Koji autobus ide u centar?

Which bus goes to the centre? — masculine 'koji' agreeing with 'autobus'.

Koju knjigu čitaš?

Which book are you reading? — feminine accusative 'koju' with 'knjiga'.

U kojem si gradu odrastao?

Which city did you grow up in? — locative 'kojem' after 'u'; preposition first.

Koje boje je tvoj auto?

What colour is your car? — 'koje boje', genitive 'boje' (lit. 'of which colour').

kakav, čiji, koliko

Three more high-frequency question words round out the set:

  • kakav / kakva / kakvo — "what kind of?", asking about quality, not identity. It declines like an adjective. Kakav asks for a description; koji asks you to pick from known options.
  • čiji / čija / čije — "whose?". Also adjectival, agreeing with the possessed thing.
  • koliko — "how much / how many?". It is indeclinable and governs the genitive of what it counts: koliko ljudi ("how many people"), koliko vremena ("how much time").

Kakav je to film, smiješan ili ozbiljan?

What kind of film is it, funny or serious? — 'kakav' asks for a quality.

Čija je ovo jakna?

Whose jacket is this? — feminine 'čija' agreeing with 'jakna'.

Koliko ljudi dolazi večeras?

How many people are coming tonight? — 'koliko' + genitive plural 'ljudi'.

Koliko košta ova kava?

How much does this coffee cost? — 'koliko' as 'how much'.

tko for people, što for everything else

English lets "what" stray onto people in some questions ("What is she?" asking about a profession) and uses "who" loosely. Croatian draws the line more firmly: tko is for people (and, by extension, for beings you treat as persons — God, named pets), and što is for things, animals in the general case, abstractions, and actions. Asking Što je ona? would be asking what kind of thing she is; to ask about her job you say Čime se ona bavi? ("What does she do?", literally "with what does she occupy herself"). Keep the human/non-human boundary clean and you will pick the right word automatically.

Tko je ta gospođa pokraj tebe?

Who's that lady next to you? — a person → 'tko'.

Što je to u tvojoj ruci?

What's that in your hand? — a thing → 'što'.

Čime se baviš?

What do you do (for a living)? — profession is asked with instrumental 'čime' + 'baviti se', not 'što'.

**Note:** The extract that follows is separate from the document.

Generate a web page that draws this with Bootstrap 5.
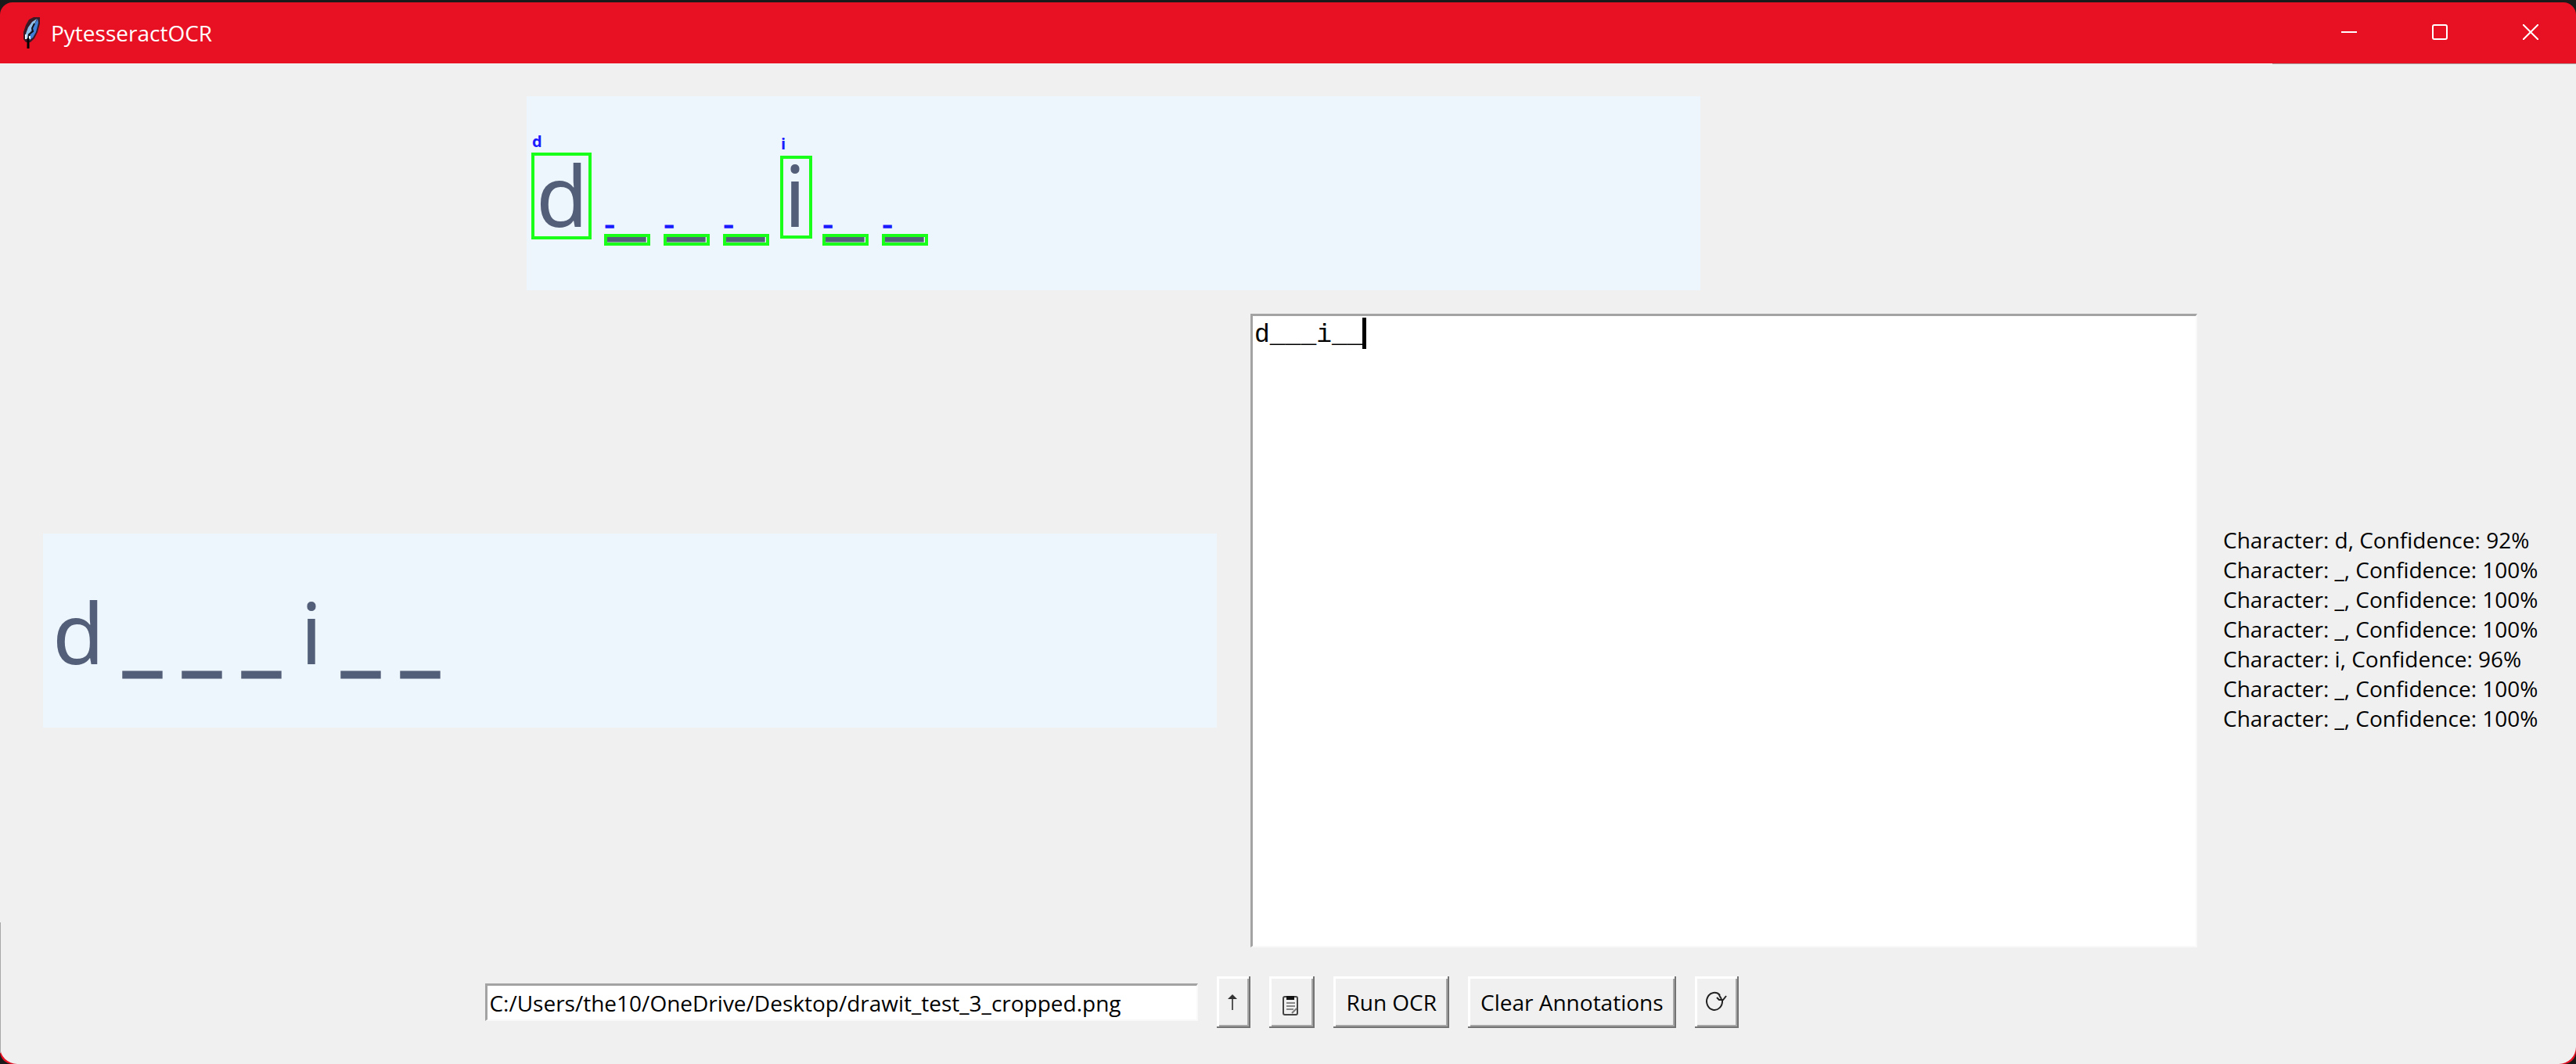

The preposition comes first — no stranding

This is the single biggest structural difference from English. English happily strands its prepositions at the end of the clause: "Who are you going with?", "What are you talking about?". Croatian forbids this. The preposition and the question word travel together at the front: S kim ideš?, O čemu govoriš?. Putting the preposition anywhere else, or leaving it dangling, is ungrammatical.

Za koga je ovaj poklon?

Who is this present for? — 'za koga' fronted; never *Koga za.

Na što misliš?

What are you referring to? — 'na što' fronted together.

Do kada radiš danas?

Until when are you working today? — even adverbial questions front the preposition: 'do kada'.

Question word order

A wh-question in Croatian opens with the question word (plus its preposition), followed immediately by the verb and the clitics. There is no "do-support" as in English — no auxiliary "do/does/did" — the verb itself carries the question.

Što radiš?

What are you doing? — question word + verb, no auxiliary.

Koga si zvao jučer?

Whom did you call yesterday? — 'koga' + clitic 'si' + participle; no 'did'.

Common mistakes

❌ Tko vidiš?

Incorrect — 'who' as the object must be accusative 'koga', not nominative 'tko'.

✅ Koga vidiš?

Whom do you see? — accusative 'koga'.

❌ Što se bojiš?

Incorrect — 'bojati se' takes the genitive, so 'što' must become 'čega'.

✅ Čega se bojiš?

What are you afraid of? — genitive 'čega'.

❌ Kim ideš s?

Incorrect — the preposition can't be stranded; it must come first: 'S kim ideš?'

✅ S kim ideš?

Who are you going with? — 's kim', preposition fronted.

❌ Koliko ljudi su došli?

Watch the agreement and case — 'koliko' takes the genitive 'ljudi' and the verb is normally neuter singular.

✅ Koliko je ljudi došlo?

How many people came? — 'koliko' + genitive 'ljudi', neuter singular verb.

❌ Koji knjigu čitaš?

Incorrect — 'koji' must agree with feminine 'knjiga' in the accusative: 'koju'.

✅ Koju knjigu čitaš?

Which book are you reading? — feminine accusative 'koju'.

Key takeaways

  • tko ("who", people) declines tko / koga / komu / koga / kim(e) / kome; genitive = accusative (koga); it is treated as masculine singular.
  • što ("what", things) declines što / čega / čemu / što / čime / čemu; nominative = accusative (što); it is neuter singular, with the oblique č- stem.
  • koji / koja / koje ("which") agrees with its noun and declines pronominally (-og, -om, -im).
  • kakav ("what kind"), čiji ("whose"), and indeclinable koliko ("how much/many", + genitive) complete the set.
  • The verb governs the case, so the question word inherits it; and the preposition always comes first — Croatian never strands it.